◆ Exercise ◆
Output the material beneath this task exactly, images excluded.

┌──

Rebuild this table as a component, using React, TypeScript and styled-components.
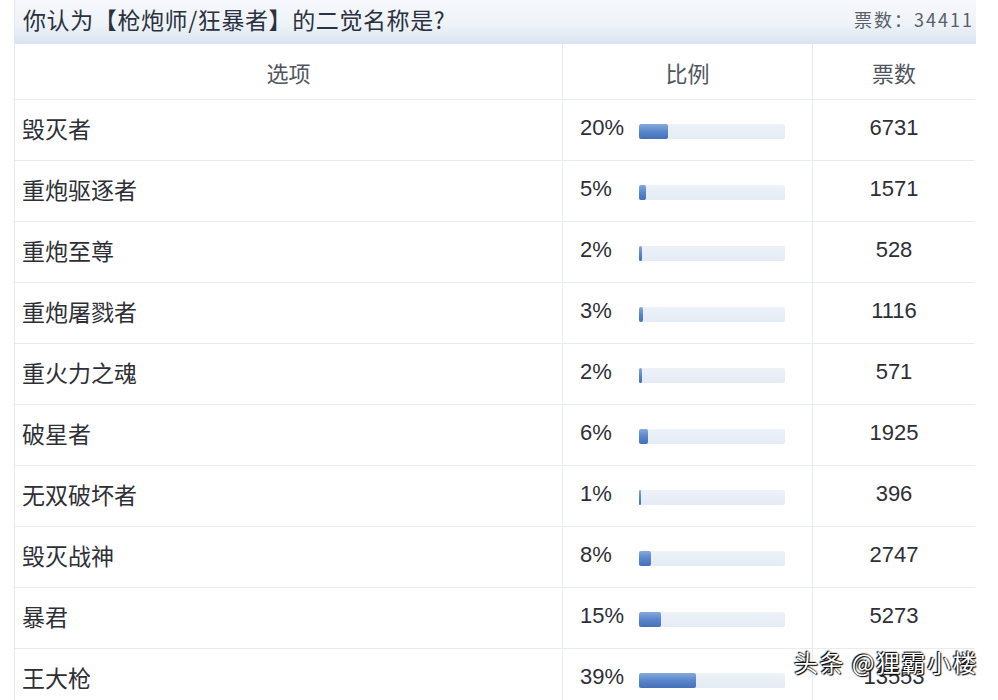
import React from "react";
import styled, { createGlobalStyle } from "styled-components";

const Global = createGlobalStyle`
  html, body {
    margin: 0;
    padding: 0;
    background: #ffffff;
    overflow: hidden;
  }
  body {
    font-family: "Noto Sans CJK SC", "Liberation Sans", sans-serif;
  }
`;

const Page = styled.div`
  position: relative;
  width: 998px;
  height: 700px;
  overflow: hidden;
  padding-left: 14px;
  box-sizing: border-box;
`;

const Panel = styled.div`
  width: 961px;
  border-left: 1px solid #e3e8ee;
`;

const TitleBar = styled.div`
  height: 44px;
  display: flex;
  align-items: center;
  justify-content: space-between;
  padding: 0 2px 6px 8px;
  box-sizing: border-box;
  background: linear-gradient(#f6f8fb 0%, #eef3f8 55%, #d9e4ef 100%);
`;

const Title = styled.div`
  font-size: 23px;
  color: #2b3140;
  letter-spacing: 0.6px;
`;

const Total = styled.div`
  font-size: 18px;
  color: #5a5f68;
  white-space: nowrap;
  letter-spacing: 2px;
  align-self: flex-start;
  padding-top: 6px;
`;

const Table = styled.div`
  display: grid;
  grid-template-columns: 548px 250px 162px;
`;

const HeadCell = styled.div<{ $last?: boolean }>`
  height: 56px;
  display: flex;
  align-items: center;
  justify-content: center;
  font-size: 22px;
  color: #50555e;
  border-right: ${(p) => (p.$last ? "none" : "1px solid #e8ecf1")};
  border-bottom: 1px solid #e8ecf1;
  box-sizing: border-box;
`;

const Cell = styled.div<{ $align?: string; $last?: boolean }>`
  height: 61px;
  display: flex;
  align-items: center;
  justify-content: ${(p) => p.$align || "flex-start"};
  border-right: ${(p) => (p.$last ? "none" : "1px solid #e8ecf1")};
  border-bottom: 1px solid #e8ecf1;
  box-sizing: border-box;
  padding-bottom: 4px;
`;

const Option = styled.span`
  font-size: 23px;
  color: #2e2f36;
  padding-left: 7px;
`;

const Percent = styled.span`
  font-family: "Liberation Sans", "Noto Sans", sans-serif;
  font-size: 22px;
  color: #2e2f36;
  width: 59px;
  padding-left: 17px;
`;

const Track = styled.div`
  width: 146px;
  height: 15px;
  margin-top: 6px;
  border-radius: 2px;
  background: linear-gradient(#edf2f8, #e4ebf3);
  display: flex;
`;

const Fill = styled.div`
  height: 100%;
  min-width: 2px;
  border-radius: 2px;
  background: linear-gradient(#86a9dc 0%, #5a86cc 50%, #4470bb 100%);
`;

const Votes = styled.span`
  font-family: "Liberation Sans", "Noto Sans", sans-serif;
  font-size: 22px;
  color: #2e2f36;
`;

const Watermark = styled.div`
  position: absolute;
  right: 20px;
  bottom: 21px;
  font-size: 24px;
  color: #ffffff;
  text-shadow: 0 0 2px #000, 1px 1px 1px #000, -1px -1px 1px #000;
  letter-spacing: 1.5px;
`;

const rows = [
  { name: "毁灭者", pct: 20, votes: 6731 },
  { name: "重炮驱逐者", pct: 5, votes: 1571 },
  { name: "重炮至尊", pct: 2, votes: 528 },
  { name: "重炮屠戮者", pct: 3, votes: 1116 },
  { name: "重火力之魂", pct: 2, votes: 571 },
  { name: "破星者", pct: 6, votes: 1925 },
  { name: "无双破坏者", pct: 1, votes: 396 },
  { name: "毁灭战神", pct: 8, votes: 2747 },
  { name: "暴君", pct: 15, votes: 5273 },
  { name: "王大枪", pct: 39, votes: 13553 },
];

const App = () => (
  <Page>
    <Global />
    <Panel>
      <TitleBar>
        <Title>你认为【枪炮师/狂暴者】的二觉名称是?</Title>
        <Total>票数：34411</Total>
      </TitleBar>
      <Table>
        <HeadCell>选项</HeadCell>
        <HeadCell>比例</HeadCell>
        <HeadCell $last>票数</HeadCell>
        {rows.map((r) => (
          <React.Fragment key={r.name}>
            <Cell>
              <Option>{r.name}</Option>
            </Cell>
            <Cell>
              <Percent>{r.pct}%</Percent>
              <Track>
                <Fill style={{ width: `${r.pct}%` }} />
              </Track>
            </Cell>
            <Cell $align="center" $last>
              <Votes>{r.votes}</Votes>
            </Cell>
          </React.Fragment>
        ))}
      </Table>
    </Panel>
    <Watermark>头条 @狸霸小楼</Watermark>
  </Page>
);

export default App;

└──

◆ The reply ◆
Rebuild this table as a component, using React, TypeScript and styled-components.
import React from "react";
import styled, { createGlobalStyle } from "styled-components";

const Global = createGlobalStyle`
  html, body {
    margin: 0;
    padding: 0;
    background: #ffffff;
    overflow: hidden;
  }
  body {
    font-family: "Noto Sans CJK SC", "Liberation Sans", sans-serif;
  }
`;

const Page = styled.div`
  position: relative;
  width: 998px;
  height: 700px;
  overflow: hidden;
  padding-left: 14px;
  box-sizing: border-box;
`;

const Panel = styled.div`
  width: 961px;
  border-left: 1px solid #e3e8ee;
`;

const TitleBar = styled.div`
  height: 44px;
  display: flex;
  align-items: center;
  justify-content: space-between;
  padding: 0 2px 6px 8px;
  box-sizing: border-box;
  background: linear-gradient(#f6f8fb 0%, #eef3f8 55%, #d9e4ef 100%);
`;

const Title = styled.div`
  font-size: 23px;
  color: #2b3140;
  letter-spacing: 0.6px;
`;

const Total = styled.div`
  font-size: 18px;
  color: #5a5f68;
  white-space: nowrap;
  letter-spacing: 2px;
  align-self: flex-start;
  padding-top: 6px;
`;

const Table = styled.div`
  display: grid;
  grid-template-columns: 548px 250px 162px;
`;

const HeadCell = styled.div<{ $last?: boolean }>`
  height: 56px;
  display: flex;
  align-items: center;
  justify-content: center;
  font-size: 22px;
  color: #50555e;
  border-right: ${(p) => (p.$last ? "none" : "1px solid #e8ecf1")};
  border-bottom: 1px solid #e8ecf1;
  box-sizing: border-box;
`;

const Cell = styled.div<{ $align?: string; $last?: boolean }>`
  height: 61px;
  display: flex;
  align-items: center;
  justify-content: ${(p) => p.$align || "flex-start"};
  border-right: ${(p) => (p.$last ? "none" : "1px solid #e8ecf1")};
  border-bottom: 1px solid #e8ecf1;
  box-sizing: border-box;
  padding-bottom: 4px;
`;

const Option = styled.span`
  font-size: 23px;
  color: #2e2f36;
  padding-left: 7px;
`;

const Percent = styled.span`
  font-family: "Liberation Sans", "Noto Sans", sans-serif;
  font-size: 22px;
  color: #2e2f36;
  width: 59px;
  padding-left: 17px;
`;

const Track = styled.div`
  width: 146px;
  height: 15px;
  margin-top: 6px;
  border-radius: 2px;
  background: linear-gradient(#edf2f8, #e4ebf3);
  display: flex;
`;

const Fill = styled.div`
  height: 100%;
  min-width: 2px;
  border-radius: 2px;
  background: linear-gradient(#86a9dc 0%, #5a86cc 50%, #4470bb 100%);
`;

const Votes = styled.span`
  font-family: "Liberation Sans", "Noto Sans", sans-serif;
  font-size: 22px;
  color: #2e2f36;
`;

const Watermark = styled.div`
  position: absolute;
  right: 20px;
  bottom: 21px;
  font-size: 24px;
  color: #ffffff;
  text-shadow: 0 0 2px #000, 1px 1px 1px #000, -1px -1px 1px #000;
  letter-spacing: 1.5px;
`;

const rows = [
  { name: "毁灭者", pct: 20, votes: 6731 },
  { name: "重炮驱逐者", pct: 5, votes: 1571 },
  { name: "重炮至尊", pct: 2, votes: 528 },
  { name: "重炮屠戮者", pct: 3, votes: 1116 },
  { name: "重火力之魂", pct: 2, votes: 571 },
  { name: "破星者", pct: 6, votes: 1925 },
  { name: "无双破坏者", pct: 1, votes: 396 },
  { name: "毁灭战神", pct: 8, votes: 2747 },
  { name: "暴君", pct: 15, votes: 5273 },
  { name: "王大枪", pct: 39, votes: 13553 },
];

const App = () => (
  <Page>
    <Global />
    <Panel>
      <TitleBar>
        <Title>你认为【枪炮师/狂暴者】的二觉名称是?</Title>
        <Total>票数：34411</Total>
      </TitleBar>
      <Table>
        <HeadCell>选项</HeadCell>
        <HeadCell>比例</HeadCell>
        <HeadCell $last>票数</HeadCell>
        {rows.map((r) => (
          <React.Fragment key={r.name}>
            <Cell>
              <Option>{r.name}</Option>
            </Cell>
            <Cell>
              <Percent>{r.pct}%</Percent>
              <Track>
                <Fill style={{ width: `${r.pct}%` }} />
              </Track>
            </Cell>
            <Cell $align="center" $last>
              <Votes>{r.votes}</Votes>
            </Cell>
          </React.Fragment>
        ))}
      </Table>
    </Panel>
    <Watermark>头条 @狸霸小楼</Watermark>
  </Page>
);

export default App;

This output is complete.